# Reconnaissance for Reinforcement Learning with Safety Constraints    

For FrozenLake env, please see `frozenlake.ipynb` .

For high-dimensional environments, see the followings.
All results are presented in the paper.

## Movies
We recommend that you watch the short videos in `movies/` and observe how the agent of each method acts in the Circuit and Jam environment.

## Prerequisites for the experiment
This module depends on Chainer(5.1.0), ChainerRL(0.6.0) and some others.<br>
Please see the `requirements.txt` and `Dockerfile` for detailed information. You can also use Dockerfile for running high-dimensional experiments. Note that we didn't use this Dockerfile in our experiment, and 
we created it after the experiment for reproduction.   
We use [CPO](https://github.com/jachiam/cpo) and [rllab](https://rllab.readthedocs.io/en/latest/index.html) for CPO related experiments. Some lines are modified for the experiment.

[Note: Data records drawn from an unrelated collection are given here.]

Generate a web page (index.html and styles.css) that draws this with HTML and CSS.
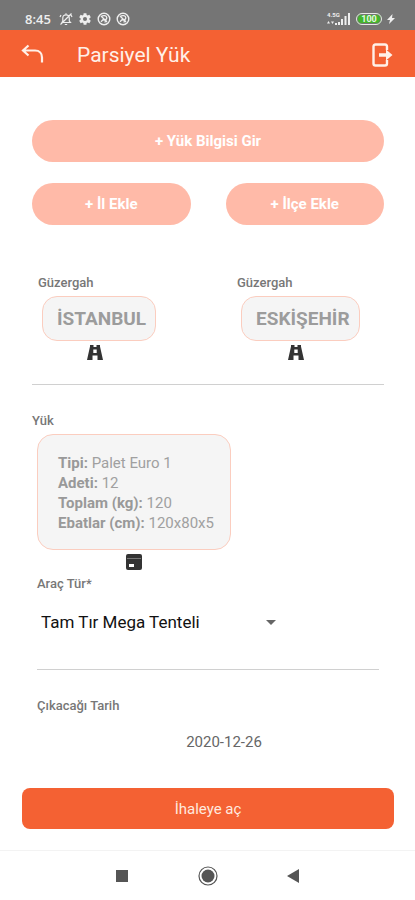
FILE: index.html
```html
<!DOCTYPE html>
<html lang="tr">
<head>
<meta charset="utf-8">
<meta name="viewport" content="width=device-width, initial-scale=1">
<title>Parsiyel Yük</title>
<link rel="stylesheet" href="styles.css">
</head>
<body>
<svg class="defs" aria-hidden="true">
  <symbol id="road" viewBox="0 0 16 15">
    <path d="M3 0h3.500v2h3V0H13v1.500L16 15h-5.500v-4.500h-5V15H0L3 1.500zM6.300 4.500v3.500h3.400V4.500z" fill-rule="evenodd"/>
  </symbol>
  <symbol id="blocked" viewBox="0 0 14 14">
    <circle cx="7" cy="7" r="5.800" fill="none" stroke="currentColor" stroke-width="1.400"/>
    <path d="M4.500 4.200C6.500 3 9.800 3.600 9.800 5.800 9.800 7.600 8 8 6.500 8M4 4l6 6M4 9.800l2.500-2.600M7.500 10.300l2.500-1.500" fill="none" stroke="currentColor" stroke-width="1.300"/>
  </symbol>
</svg>
<div class="app">
  <div class="status">
    <div class="status-group">
      <span class="clock">8:45</span>
      <svg width="14" height="14" viewBox="0 0 14 14" fill="none" stroke="currentColor" stroke-width="1.200"><path d="M3 10.500h8.500L10.300 9V6C10.300 4 9 2.800 7 2.800S3.800 4 3.800 6v3zM5.800 12.500h2.400M7 1.200v1.400M12.500 1.500l-11 11M1 5l1-2M12 3l1 2"/></svg>
      <svg width="14" height="14" viewBox="0 0 24 24" fill="currentColor"><path d="M19.400 13a7.500 7.500 0 0 0 0-2l2.500-1.900-2.400-4.200-3 1.200a7.500 7.500 0 0 0-1.700-1L14.400 2H9.600l-.4 3.100a7.500 7.500 0 0 0-1.700 1l-3-1.200-2.400 4.200L4.600 11a7.500 7.500 0 0 0 0 2l-2.500 1.900 2.400 4.200 3-1.200a7.500 7.500 0 0 0 1.700 1l.4 3.100h4.800l.4-3.100a7.500 7.500 0 0 0 1.700-1l3 1.200 2.400-4.200zM12 15.500a3.500 3.500 0 1 1 0-7 3.500 3.500 0 0 1 0 7z"/></svg>
      <svg width="14" height="14"><use href="#blocked"/></svg>
      <svg width="14" height="14"><use href="#blocked"/></svg>
    </div>
    <div class="status-group status-right">
      <div class="signal">
        <span class="network">4.5G</span>
        <svg width="24" height="14" viewBox="0 0 24 14" fill="currentColor"><path d="M8 11h2v2H8zM11 10h2v3h-2zM14 7h2v6h-2zM17.500 4h2v9h-2zM21 1h2v12h-2zM1.500 9L3 11.500H0zM5.500 12L4 9.500h3z"/></svg>
      </div>
      <span class="battery">100</span>
      <svg width="8" height="12" viewBox="0 0 8 12" fill="currentColor"><path d="M5.500 1L0 7h3L2 11l6-6H5z"/></svg>
    </div>
  </div>

  <header class="bar">
    <button class="icon-button" type="button" aria-label="Geri">
      <svg width="24" height="24" viewBox="0 0 24 24" fill="none" stroke="currentColor" stroke-width="2.200"><path d="M8.500 2.500L3 7.500l5.500 5M3.500 7.500H15c4.500 0 7 3 7 7v5"/></svg>
    </button>
    <h1 class="title">Parsiyel Yük</h1>
    <button class="icon-button" type="button" aria-label="Çıkış">
      <svg width="24" height="24" viewBox="0 0 24 24"><path d="M16 7V3.500Q16 1.500 14 1.500H4.500Q2.500 1.500 2.500 3.500v17Q2.500 22.500 4.500 22.500H14q2 0 2-2V17" fill="none" stroke="currentColor" stroke-width="2.400"/><path d="M8 10.300h7V6.500l6.500 5.500-6.500 5.500v-3.800H8z" fill="currentColor"/></svg>
    </button>
  </header>

  <main class="content">
    <div class="actions">
      <button class="pill wide" type="button">+ Yük Bilgisi Gir</button>
      <button class="pill" type="button">+ İl Ekle</button>
      <button class="pill" type="button">+ İlçe Ekle</button>
    </div>

    <section class="routes">
      <div class="route">
        <h2 class="label">Güzergah</h2>
        <div class="stack">
          <div class="chip">İSTANBUL</div>
          <svg class="mark" width="16" height="15"><use href="#road"/></svg>
        </div>
      </div>
      <div class="route">
        <h2 class="label">Güzergah</h2>
        <div class="stack">
          <div class="chip">ESKİŞEHİR</div>
          <svg class="mark" width="16" height="15"><use href="#road"/></svg>
        </div>
      </div>
    </section>

    <section class="load">
      <h2 class="label">Yük</h2>
      <div class="stack">
        <div class="card">
          <div><b>Tipi:</b> Palet Euro 1</div>
          <div><b>Adeti:</b> 12</div>
          <div><b>Toplam (kg):</b> 120</div>
          <div><b>Ebatlar (cm):</b> 120x80x5</div>
        </div>
        <svg class="mark" width="16" height="16" viewBox="0 0 16 16"><rect width="16" height="16" rx="2"/><path d="M1 4.500h14" stroke="#777"/><path d="M3 10h5v3H3z" fill="#fff"/></svg>
      </div>
    </section>

    <section class="vehicle">
      <label class="label" for="vehicle">Araç Tür*</label>
      <div class="select-wrap">
        <select id="vehicle" class="select"><option>Tam Tır Mega Tenteli</option></select>
        <svg class="arrow" width="10" height="5" viewBox="0 0 10 5"><path d="M0 0h10L5 5z"/></svg>
      </div>
    </section>

    <section class="date">
      <label class="label" for="date">Çıkacağı Tarih</label>
      <input id="date" class="date-input" type="text" value="2020-12-26">
    </section>
  </main>

  <div class="footer">
    <button class="submit" type="button">İhaleye aç</button>
  </div>

  <nav class="system">
    <button class="icon-button" type="button" aria-label="Son uygulamalar"><svg width="24" height="24" viewBox="0 0 24 24"><path d="M6 6h12v12H6z"/></svg></button>
    <button class="icon-button" type="button" aria-label="Ana ekran"><svg width="24" height="24" viewBox="0 0 24 24"><circle cx="12" cy="12" r="6.500"/><circle cx="12" cy="12" r="9" fill="none" stroke="#555" stroke-width="1.200"/></svg></button>
    <button class="icon-button" type="button" aria-label="Geri dön"><svg width="24" height="24" viewBox="0 0 24 24"><path d="M17 5v14L5 12z"/></svg></button>
  </nav>
</div>
</body>
</html>
```
FILE: styles.css
```css
* { box-sizing: border-box; }

body {
  margin: 0;
  background: #fff;
  color: #777;
  font-family: Roboto, "Noto Sans", sans-serif;
}

button, input, select { font: inherit; border: 0; }
h1, h2 { margin: 0; }
svg { display: block; flex: none; }
.defs { display: none; }

.app {
  display: flex;
  flex-direction: column;
  min-height: 100vh;
}

.status {
  display: flex;
  justify-content: space-between;
  align-items: center;
  height: 30px;
  padding: 8px 20px 0 25px;
  background: #757575;
  color: #eee;
}

.status-group { display: flex; align-items: center; gap: 5px; }
.clock {
  margin-right: 3px;
  font: 600 13px/16px "Open Sans", sans-serif;
}
.signal { position: relative; }
.network {
  position: absolute;
  top: 0;
  left: 0;
  font-size: 6px;
  font-weight: 700;
  line-height: 6px;
}
.battery {
  width: 26px;
  border: 1px solid #e8e8e8;
  border-radius: 6px;
  background: #43b52b;
  box-shadow: inset 0 0 0 1px #757575;
  color: #e6f5e2;
  font-size: 9px;
  font-weight: 700;
  line-height: 10px;
  text-align: center;
}

.bar {
  display: flex;
  align-items: center;
  height: 47px;
  padding: 2px 20px 0;
  background: #f46133;
  color: #fff0e8;
}
.title {
  flex: 1;
  padding-left: 33px;
  font-size: 21px;
  font-weight: 400;
  line-height: 28px;
}
.icon-button {
  padding: 0;
  background: none;
  color: inherit;
}

.content { padding: 43px 31px 0 32px; }

.actions {
  display: grid;
  grid-template-columns: 1fr 1fr;
  gap: 21px 35px;
}
.pill {
  height: 42px;
  padding: 0;
  border-radius: 21px;
  background: #ffbaa8;
  color: #fff;
  font-size: 15px;
  font-weight: 700;
}
.wide { grid-column: 1 / -1; }

.label {
  display: block;
  color: #777;
  font-size: 13px;
  font-weight: 500;
  line-height: 16px;
}
.stack {
  display: flex;
  flex-direction: column;
  align-items: center;
  width: fit-content;
}
.mark { margin-top: 4px; fill: #333; }

.routes {
  display: grid;
  grid-template-columns: 199fr 153fr;
  padding: 50px 0 24px;
  border-bottom: 1px solid #d0d0d0;
}
.route { padding-left: 6px; }
.route .stack { padding: 5px 0 0 4px; }
.route .mark { margin-right: 8px; }
.chip {
  padding: 0 9px 0 14px;
  border: 1px solid #fbcdbf;
  border-radius: 15px;
  background: #f5f5f5;
  color: #9c9c9c;
  font-size: 19px;
  font-weight: 700;
  line-height: 43px;
}

.load { padding-top: 28px; }
.load .stack { padding: 5px 0 0 5px; }
.card {
  padding: 18px 16px 16px 20px;
  border: 1px solid #fbcdbf;
  border-radius: 16px;
  background: #f5f5f5;
  color: #a0a0a0;
  font-size: 15px;
  line-height: 20px;
}
.card b { color: #999; }

.vehicle {
  margin: 6px 5px 0;
  padding-bottom: 31px;
  border-bottom: 1px solid #d0d0d0;
}
.select-wrap {
  display: grid;
  align-items: center;
  width: 72%;
  margin: 14px 0 0 4px;
}
.select, .arrow { grid-area: 1 / 1; }
.select {
  appearance: none;
  height: 32px;
  padding: 0;
  background: none;
  color: #111;
  font-size: 17px;
}
.arrow { justify-self: end; margin-right: 11px; fill: #666; pointer-events: none; }

.date { padding: 28px 5px 0; }
.date-input {
  width: 100%;
  height: 28px;
  margin-top: 14px;
  padding: 0 0 0 32px;
  background: none;
  color: #666;
  font-size: 15px;
  text-align: center;
}

.footer { padding: 29px 21px 21px 22px; margin-top: auto; }
.submit {
  width: 100%;
  height: 41px;
  border-radius: 8px;
  background: #f46133;
  color: #ffe9df;
  font-size: 15px;
}

.system {
  display: flex;
  justify-content: center;
  align-items: center;
  gap: 62px;
  height: 50px;
  border-top: 1px solid #f3f3f3;
}
.system svg { fill: #555; }
```
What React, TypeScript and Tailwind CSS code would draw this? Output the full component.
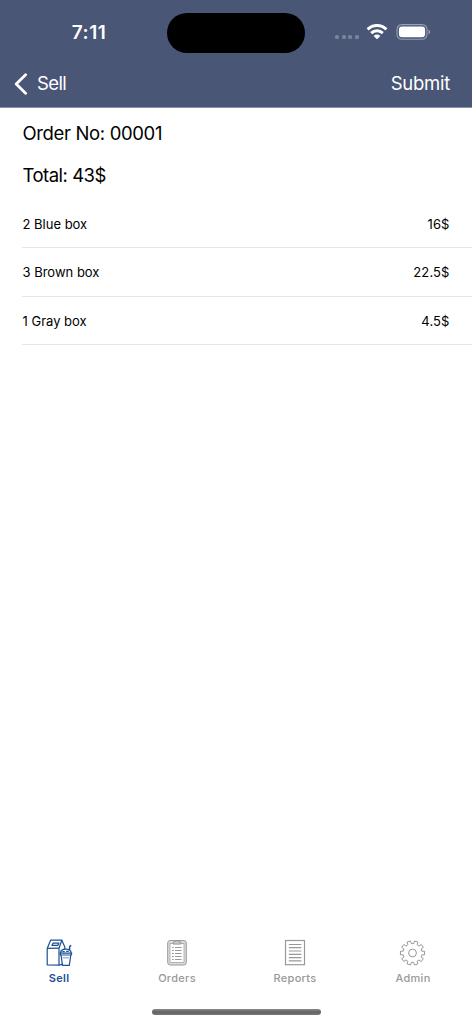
const items = [
  { name: "2 Blue box", price: "16$" },
  { name: "3 Brown box", price: "22.5$" },
  { name: "1 Gray box", price: "4.5$" },
];

export default function App() {
  return (
    <div className="w-[472px] h-[1024px] bg-white flex flex-col overflow-hidden font-['Inter',sans-serif] text-black">
      <header className="h-[108px] shrink-0 bg-[#4a5675] text-white border-b border-[#8b93a8]">
        <StatusBar />
        <div className="h-[35px] flex items-center justify-between pl-[14px] pr-[22px] text-[18.5px]">
          <button className="flex items-center">
            <svg width="14" height="22" viewBox="0 0 14 22" fill="none" stroke="currentColor" strokeWidth="2.8" strokeLinecap="round" strokeLinejoin="round">
              <path d="M11.6 1.8 2.2 11l9.4 9.2" />
            </svg>
            <span className="ml-[9px] tracking-[-0.6px]">Sell</span>
          </button>
          <button className="tracking-[-0.25px]">Submit</button>
        </div>
      </header>

      <main className="flex-1 pl-[22px]">
        <div className="h-[52px] flex items-center text-[18.5px] tracking-[-0.35px] pl-[0.5px]">Order No: 00001</div>
        <div className="h-[32px] flex items-center text-[18.5px] tracking-[-0.5px] pl-[0.5px]">Total: 43$</div>
        <ul className="mt-[7.8px]">
          {items.map((item) => (
            <li
              key={item.name}
              className="h-[48.4px] pt-[2.4px] pl-[0.5px] pr-[22.5px] flex items-center justify-between border-b border-[#e6e6e8] text-[13px]"
            >
              <span>{item.name}</span>
              <span className="tracking-[0.1px]">{item.price}</span>
            </li>
          ))}
        </ul>
      </main>

      <nav className="h-[90px] shrink-0 grid grid-cols-4 text-[11px] font-medium tracking-[0.3px] text-[#999999]">
        <Tab label="Sell" active>
          <SellIcon />
        </Tab>
        <Tab label="Orders">
          <OrdersIcon />
        </Tab>
        <Tab label="Reports">
          <ReportsIcon />
        </Tab>
        <Tab label="Admin">
          <GearIcon />
        </Tab>
      </nav>
      <div className="h-[15px] shrink-0 flex justify-center">
        <div className="w-[169px] h-[6px] rounded-full bg-gradient-to-b from-[#8b8b8b] via-[#626262] to-[#777777]" />
      </div>
    </div>
  );
}

function StatusBar() {
  return (
    <div className="h-[66px] flex items-start">
      <div className="w-[167px] pt-[20px] pl-[11px] text-center text-[19px] leading-[26px] font-semibold tracking-[0.5px]">
        7:11
      </div>
      <div className="mt-[13px] w-[138px] h-[40px] rounded-full bg-black" />
      <div className="ml-[30px] pt-[23px] flex items-center">
        <div className="mt-[11px] flex gap-[2.6px]">
          {[0, 1, 2, 3].map((dot) => (
            <span key={dot} className="w-[4px] h-[4px] rounded-[1.5px] bg-[#7a839b]" />
          ))}
        </div>
        <svg className="ml-[7.5px]" width="22" height="17" viewBox="0 0 22 17" fill="none" stroke="white" strokeWidth="2.9">
          <path d="M1.6 6.4a13.4 13.4 0 0 1 18.8 0" />
          <path d="M5.2 10.1a8.3 8.3 0 0 1 11.6 0" />
          <path d="M11 16.3 7.6 12.9a4.9 4.9 0 0 1 6.8 0z" fill="white" stroke="none" />
        </svg>
        <svg className="ml-[7.5px]" width="35" height="17" viewBox="0 0 35 17">
          <rect x="1" y="1.6" width="30" height="14.6" rx="4.8" fill="none" stroke="#98a0b3" strokeWidth="1.1" />
          <rect x="2.9" y="3.5" width="26.2" height="10.8" rx="3.2" fill="white" />
          <path d="M32.6 6.4v5c2-.8 2-4.2 0-5z" fill="#98a0b3" />
        </svg>
      </div>
    </div>
  );
}

function Tab({ label, active = false, children }: { label: string; active?: boolean; children: React.ReactNode }) {
  return (
    <button className={`pt-[20px] flex flex-col items-center justify-start ${active ? "text-[#1d4f94] font-semibold" : ""}`}>
      <span className="h-[28px]">{children}</span>
      <span className="mt-[3px] leading-[16px]">{label}</span>
    </button>
  );
}

function SellIcon() {
  return (
    <svg width="28" height="28" viewBox="0 0 28 28" fill="none" stroke="currentColor" strokeWidth="1.2" strokeLinejoin="round">
      <path d="M5.6 1.2h11.2L14 9.2v17L2.2 25.8V9.4z" />
      <path d="M2.2 9.4 14 9.2M16.8 1.2l3 6.8v2.2M14 26.2l3.6-1" />
      <path d="M8 4.2l-1 2.2h5.8l1-2.2z" strokeWidth="1.3" />
      <path d="M15.5 14.2c0-2.6 2.2-4 5.2-4s5.4 1.4 5.4 4" fill="white" />
      <path d="M15.1 14.2h11.6l-.4 1.8H15.5zM16 16l1.5 10.4h6.8L25.8 16" />
      <path d="M17.4 12.6h2.3M21.2 12.4h2.6M24.6 11.2V7.6l1.6-1.2" strokeWidth="1.4" />
      <path d="M17.6 18.8h6.4" strokeWidth="0.6" />
    </svg>
  );
}

function OrdersIcon() {
  return (
    <svg width="28" height="28" viewBox="0 0 28 28" fill="none" stroke="currentColor" strokeWidth="1">
      <rect x="4.7" y="1.5" width="18.6" height="24.5" rx="2.5" fill="#dddddd" />
      <rect x="7" y="4.6" width="14" height="19" fill="white" strokeWidth="0.7" />
      <path d="M10.3 5.1V3h1.8c.2-1.7 3.6-1.7 3.8 0h1.9v2.1z" fill="#cccccc" />
      <path d="M9 8.5h1.8M12 8.5h6.6M9 11.5h1.8M12 11.5h6.6M9 14.5h1.8M12 14.5h6.6M9 17.5h1.8M12 17.5h6.6M9 20.5h1.8M12 20.5h6.6" />
    </svg>
  );
}

function ReportsIcon() {
  return (
    <svg width="28" height="28" viewBox="0 0 28 28" fill="none" stroke="currentColor" strokeWidth="1.2">
      <rect x="4.5" y="1.5" width="19" height="24.2" />
      <path d="M7.8 5.5h12.6M7.8 8.7h12.6M7.8 12h12.6M7.8 15.4h12.6M7.8 18.6h12.6M7.8 21.8h12.6" />
    </svg>
  );
}

// Ten teeth around the hub, each one a short run on the outer radius.
function gearPath() {
  const steps: string[] = [];
  for (let i = 0; i < 10; i++) {
    const a = (i * Math.PI) / 5;
    [
      [9.5, -0.19],
      [12.2, -0.15],
      [12.2, 0.15],
      [9.5, 0.19],
    ].forEach(([r, d]) => {
      steps.push(`${(13.5 + r * Math.cos(a + d)).toFixed(2)} ${(14 + r * Math.sin(a + d)).toFixed(2)}`);
    });
  }
  return `M${steps.join("L")}Z`;
}

function GearIcon() {
  return (
    <svg width="28" height="28" viewBox="0 0 28 28" fill="none" stroke="currentColor" strokeWidth="1" strokeLinejoin="round">
      <path d={gearPath()} />
      <circle cx="13.5" cy="14" r="3.9" />
    </svg>
  );
}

For PointGather, we additionally need to [MuJoCo](http://www.mujoco.org/). 
After the installation, execute `rllab/scripts/setup_mujoco.sh` and follow the instructions. If something doesn't work, please see the documentation of MuJoCo and rllab.

Our experiments don't deeply depend on GPUs. We use cuda==9.0, cudnn==7.1.2, cupy==5.2.0 for GPU environment. They don't be included in `requirements.txt`.

## How to view demos
If you'd like to just watch the agents' behavior, please refer to the movies mentioned above.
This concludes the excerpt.